MIPS, or millions of instructions per second, captured early attention because it was simple and seemingly comparable. In practice, an instruction on one ISA can do more or less work than on another, making cross-architecture MIPS comparisons misleading. Compiler quality, instruction mix, and microarchitectural features like out-of-order execution and caches all move MIPS in ways that barely relate to task completion time. The industry learned that IPC and clock rate alone do not determine how quickly a given workload finishes.
FLOPS rose to prominence in high-performance computing because many scientific codes are dominated by floating-point math. Benchmarks like LINPACK optimized for dense linear algebra became the basis for the TOP500 list, rewarding machines that push extreme FP throughput. That emphasis catalyzed vector units and GPU acceleration, but it also highlighted a gap: many HPC workloads are limited by memory bandwidth and latency, not raw FLOPS. Efforts like HPCG emerged to represent more memory-bound patterns, reminding practitioners that peak rates matter only when a program can feed the math units.
Application-focused suites tried to balance comparability and realism. SPEC CPU standardized compiler flags and workloads to compare integer and floating-point performance across generations, while SPECjbb and SPECjEnterprise stressed Java servers and middleware. Database benchmarks such as TPC-C and TPC-H measured throughput and analytical performance, influencing storage layouts, caching strategies, and concurrency control. These suites improved rigor and reproducibility, yet vendors still tuned aggressively for them, sometimes yielding spectacular scores that did not translate into better performance on a customer’s actual mix of queries and data.
On client systems, synthetic microbenchmarks gave way to scenario-driven tests that mirror daily use. Web responsiveness is captured by harnesses like Speedometer, which exercise DOM updates, timers, and JavaScript engines across frameworks. Content creation and productivity rely on tools like Cinebench and PCMark to represent rendering, encoding, and office workflows, while cross-platform tests such as Geekbench aim for portability at the cost of strict workload control. Storage and memory enter the picture more visibly too, as random I/O latency, queue depth behavior, and cache misses can dominate experiences like launching apps or compiling code.

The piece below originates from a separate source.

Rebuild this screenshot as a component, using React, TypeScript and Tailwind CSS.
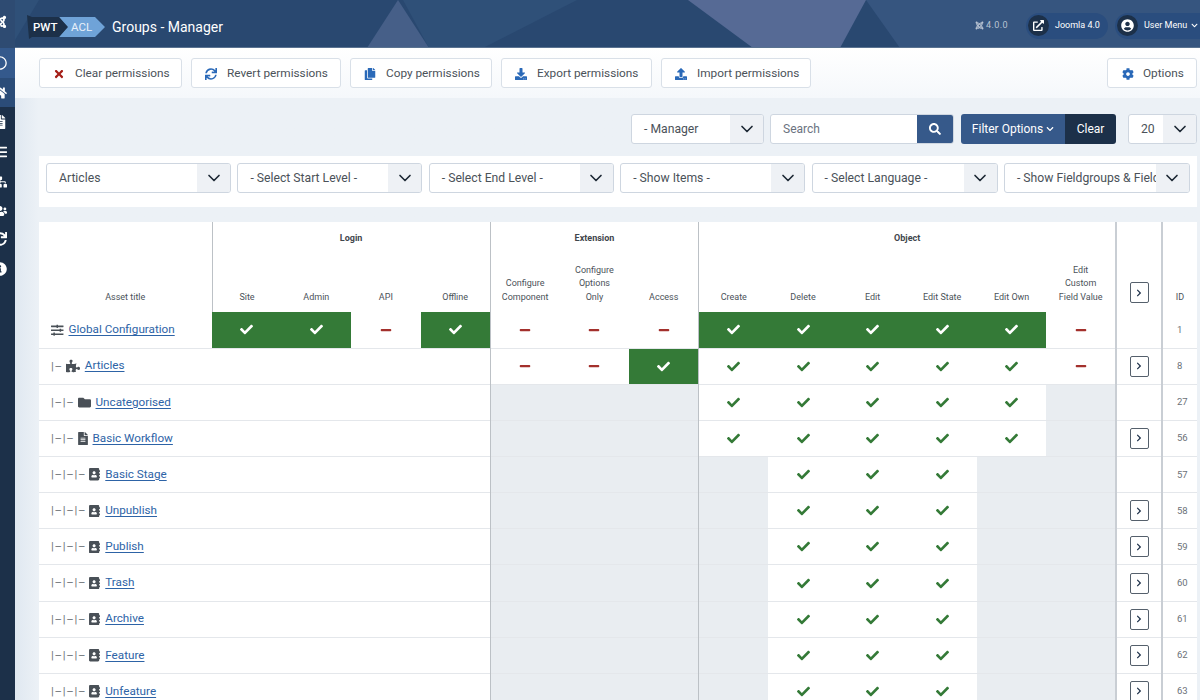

Gaming benchmarks underscore why averages can hide the story. Frames per second offer a quick gauge, but frame time distributions, 1% lows, and 0.1% lows reveal stutter and pacing issues that players actually notice. Modern engines juggle asset streaming, shader compilation, physics, and AI across CPU threads and GPU queues, so bottlenecks shift scene by scene. API choices and driver maturity matter, and technologies like DirectStorage change whether performance is bound by the GPU, CPU, or storage.
A system that posts a high average FPS but suffers erratic frame times will feel worse than a lower-FPS machine with consistent pacing. Traditional metrics often fail because real workloads stress the whole system, not just a single unit of compute. Throughput and latency pull in different directions, and tail latency—those p95 and p99 delays—can define user satisfaction or breach service-level objectives. Mobile and data center platforms also live under power and thermal budgets, making performance per watt, sustained speed, and throttling behavior as important as peaks.
The memory wall, Amdahl’s Law, operating system scheduling, and background tasks further blur the line between a chip’s theoretical capability and the time it takes to finish a job. A better approach combines rigor with relevance. Representative, end-to-end scenarios alongside targeted microbenchmarks expose where the bottlenecks are and how improvements translate to user outcomes. For AI, MLPerf categorizes training and inference across models and datatypes, while in gaming, publishing frame time traces with clear settings and capture methods builds trust.
For general computing, measures like time-to-first-interaction, compile-time to completion, or battery-normalized throughput often align with what people actually value. No single score can summarize all of this, but a transparent suite of metrics can clarify trade-offs and guide both design and purchasing with fewer surprises.